When the judge charged the jury at the second trial, he gave abbreviated instructions, often referring to and incorporating what he had told the jurors a few hours earlier. The jurors had begun deliberations on the first case at 10:40 a.m. and on the second case at 1:50 p.m. For example, the judge instructed the jury that the Commonwealth must prove the guilt of the defendant on Count B (the repeat offense count) beyond a reasonable doubt but did not rehearse a second time the entire Webster charge. There was no objection to the condensed instructions, and we are satisfied that the condensed instructions did not create a substantial risk of a miscarriage of justice. The judge touched on the elements the Commonwealth was bound to prove. Beyond that, it is unlikely the judge would have ac*261complished anything through full-dress repetition of the instructions.
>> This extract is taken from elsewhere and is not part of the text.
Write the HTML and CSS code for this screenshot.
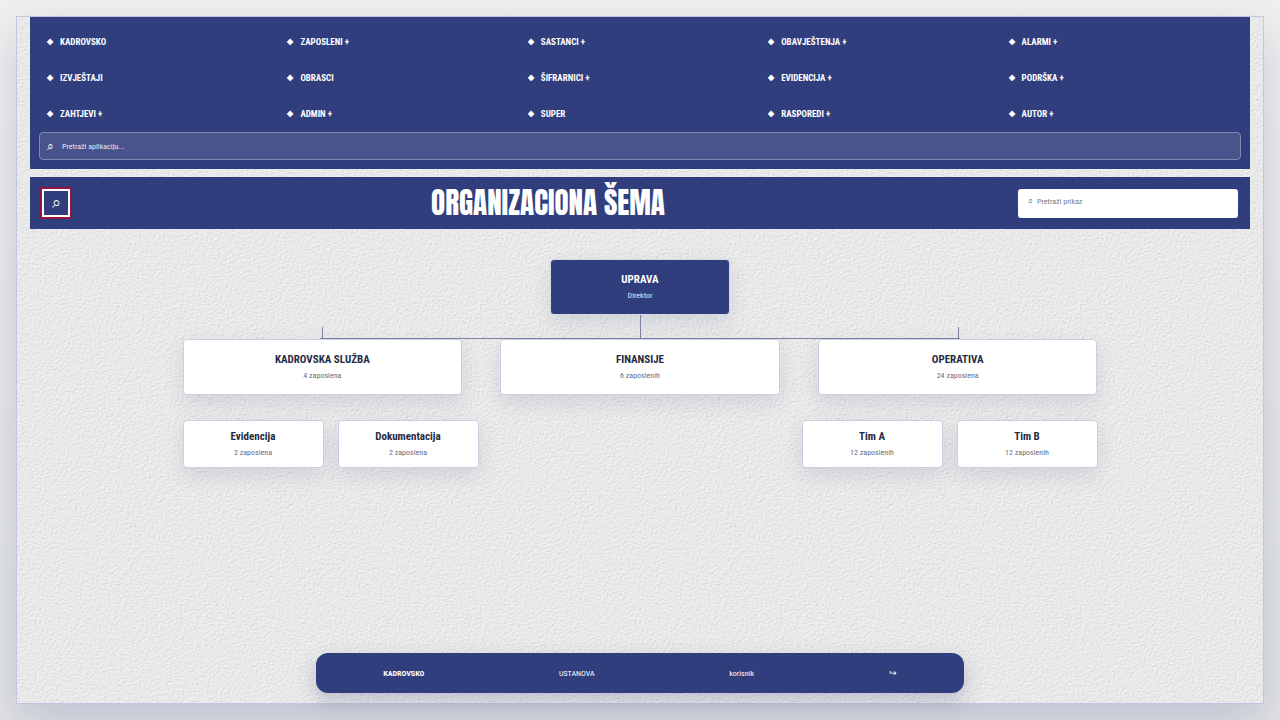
FILE: index.html
```
<!DOCTYPE html>
<html lang="bs">
<head>
    <meta charset="UTF-8">
    <meta name="viewport" content="width=device-width, initial-scale=1.0">
    <title>Organizaciona šema</title>
    <link rel="stylesheet" href="styles.css">
</head>
<body>
    <div class="page">
        <header class="header">
            <nav class="menu">
                <a href="#">KADROVSKO</a>
                <a href="#">ZAPOSLENI +</a>
                <a href="#">SASTANCI +</a>
                <a href="#">OBAVJEŠTENJA +</a>
                <a href="#">ALARMI +</a>
                <a href="#">IZVJEŠTAJI</a>
                <a href="#">OBRASCI</a>
                <a href="#">ŠIFRARNICI +</a>
                <a href="#">EVIDENCIJA +</a>
                <a href="#">PODRŠKA +</a>
                <a href="#">ZAHTJEVI +</a>
                <a href="#">ADMIN +</a>
                <a href="#">SUPER</a>
                <a href="#">RASPOREDI +</a>
                <a href="#">AUTOR +</a>
            </nav>
            <label class="app-search">
                <span class="icon">⌕</span>
                <input type="text" placeholder="Pretraži aplikaciju..." aria-label="Pretraži aplikaciju">
            </label>
        </header>

        <div class="title-bar">
            <button class="search-btn" aria-label="Pretraga">⌕</button>
            <h1>ORGANIZACIONA ŠEMA</h1>
            <label class="view-search">
                <span class="icon">⌕</span>
                <input type="text" placeholder="Pretraži prikaz" aria-label="Pretraži prikaz">
            </label>
        </div>

        <main class="chart">
            <div class="node root">
                <strong>UPRAVA</strong>
                <span>Direktor</span>
            </div>
            <div class="stem"></div>
            <div class="departments">
                <div class="node">
                    <strong>KADROVSKA SLUŽBA</strong>
                    <span>4 zaposlena</span>
                </div>
                <div class="node">
                    <strong>FINANSIJE</strong>
                    <span>6 zaposlenih</span>
                </div>
                <div class="node">
                    <strong>OPERATIVA</strong>
                    <span>24 zaposlena</span>
                </div>
            </div>
            <div class="teams">
                <div class="team-group">
                    <div class="node team">
                        <strong>Evidencija</strong>
                        <span>2 zaposlena</span>
                    </div>
                    <div class="node team">
                        <strong>Dokumentacija</strong>
                        <span>2 zaposlena</span>
                    </div>
                </div>
                <div class="team-group">
                    <div class="node team">
                        <strong>Tim A</strong>
                        <span>12 zaposlenih</span>
                    </div>
                    <div class="node team">
                        <strong>Tim B</strong>
                        <span>12 zaposlenih</span>
                    </div>
                </div>
            </div>
        </main>

        <footer class="footer">
            <strong>KADROVSKO</strong>
            <span>USTANOVA</span>
            <span>korisnik</span>
            <a href="#" aria-label="Odjava">↪</a>
        </footer>
    </div>
</body>
</html>
```
FILE: styles.css
```
* {
    margin: 0;
    padding: 0;
    box-sizing: border-box;
}
body {
    min-height: 100vh;
    padding: 16px;
    display: flex;
    background: linear-gradient(180deg, #f0f0ee, #e2e3e5);
    font-family: "Roboto Condensed", "Liberation Sans", sans-serif;
    font-size: 9px;
    color: #252b42;
}
a {
    color: inherit;
    text-decoration: none;
}
input {
    flex: 1;
    min-width: 0;
    border: none;
    outline: none;
    background: transparent;
    font: inherit;
    font-size: 8px;
    color: inherit;
}
.page {
    flex: 1;
    display: flex;
    flex-direction: column;
    padding: 0 13px 10px;
    border: 1px solid #c3c6dc;
    background-color: #e8e8e8;
    /* embossed paper texture */
    background-image: url("data:image/svg+xml,%3Csvg xmlns='http://www.w3.org/2000/svg' width='300' height='300'%3E%3Cfilter id='p' x='0' y='0' width='100%25' height='100%25'%3E%3CfeTurbulence type='fractalNoise' baseFrequency='.42 .6' numOctaves='3' seed='4' stitchTiles='stitch'/%3E%3CfeDiffuseLighting surfaceScale='.6' diffuseConstant='1.08' lighting-color='%23f0f0f0'%3E%3CfeDistantLight azimuth='235' elevation='60'/%3E%3C/feDiffuseLighting%3E%3C/filter%3E%3Crect width='300' height='300' filter='url(%23p)'/%3E%3C/svg%3E");
    box-shadow: 0 18px 45px rgba(47, 61, 125, 0.2);
}
.header {
    padding: 7px 9px 9px;
    background: #303e7d;
    color: white;
}
.menu {
    display: grid;
    grid-template-columns: repeat(5, 1fr);
}
.menu a {
    display: flex;
    align-items: center;
    height: 36px;
    padding: 0 8px;
    gap: 6px;
    font-weight: bold;
}
.menu a::before {
    content: "◆";
    width: 7px;
    font-size: 8px;
    line-height: 10px;
}
.app-search {
    display: flex;
    align-items: center;
    gap: 8px;
    height: 28px;
    padding: 0 7px;
    border: 1px solid #8189b3;
    border-radius: 4px;
    background: #49538c;
}
.app-search .icon {
    font-size: 12px;
}
.app-search input::placeholder {
    color: #e6e8f2;
}
.title-bar {
    display: flex;
    align-items: center;
    margin-top: 8px;
    height: 52px;
    padding: 0 12px;
    background: #303e7d;
    color: white;
}
.search-btn {
    width: 28px;
    height: 28px;
    border: 2px solid white;
    outline: 2px solid #93143b;
    background: transparent;
    color: white;
    font-size: 16px;
    line-height: 24px;
}
.title-bar h1 {
    flex: 1;
    padding-left: 8px;
    text-align: center;
    font-family: Impact, Anton, "Roboto Condensed", sans-serif;
    font-size: 29px;
    font-weight: normal;
    line-height: 36px;
}
.view-search {
    display: flex;
    align-items: center;
    gap: 4px;
    width: 220px;
    height: 29px;
    padding: 0 10px 4px;
    border-radius: 3px;
    background: white;
    color: #73798c;
}
.view-search input::placeholder {
    color: #73798c;
}
.chart {
    width: 75%;
    margin: 30px auto 0;
}
.node {
    display: flex;
    flex-direction: column;
    justify-content: center;
    align-items: center;
    gap: 3px;
    height: 56px;
    border: 1px solid #cccfdf;
    border-radius: 4px;
    background: white;
    box-shadow: 0 8px 20px rgba(47, 61, 125, 0.13);
}
.node strong {
    font-size: 11px;
    line-height: 14px;
}
.node span {
    font-size: 8px;
    line-height: 12px;
    color: #656b80;
}
.root {
    width: 180px;
    margin: 0 auto;
    border-color: #d7d9e4;
    background: #303e7d;
    color: white;
}
.root span {
    color: #e6e8f2;
}
.stem {
    width: 1px;
    height: 24px;
    margin: 0 auto;
    background: #7c82a1;
}
.departments {
    display: grid;
    grid-template-columns: repeat(3, 1fr);
    gap: 38px;
    position: relative;
}
/* connecting line and its two end ticks */
.departments::before {
    content: "";
    position: absolute;
    top: -1px;
    left: 15%;
    right: 15%;
    height: 1px;
    background: #7c82a1;
}
.departments::after {
    content: "";
    position: absolute;
    top: -12px;
    left: 139px;
    right: 139px;
    height: 12px;
    border: solid #7c82a1;
    border-width: 0 1px;
}
.teams {
    display: flex;
    justify-content: space-between;
    margin-top: 25px;
}
.team-group {
    display: flex;
    gap: 14px;
}
.team {
    width: 141px;
    height: 48px;
}
.footer {
    display: flex;
    justify-content: space-around;
    align-items: center;
    width: 648px;
    max-width: 100%;
    height: 40px;
    margin: auto auto 0;
    border-radius: 12px;
    background: #303e7d;
    color: white;
    font-size: 8px;
    box-shadow: 0 8px 20px rgba(47, 61, 125, 0.25);
}
.footer a {
    font-size: 9px;
}
```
Finally, Gonzalez complains that in the second trial the judge instructed the jury, “[b]y your verdict approximately forty-five minutes ago, this gentleman, Mr. Gonzalez, has been convicted of the offense which was charged.” That was a fact of which the jury must have been acutely aware. The defendant at the second trial did not claim to be someone other than the person just convicted at the first trial. There was no error.
Judgment affirmed.
As such, there was no foul along the lines described in Bynum v. Commonwealth, 429 Mass. 705 (1999).
It is not quite clear from the record whether there were .2 grams of heroin per bag, or whether the aggregate of what was in the ten bags was .2 grams.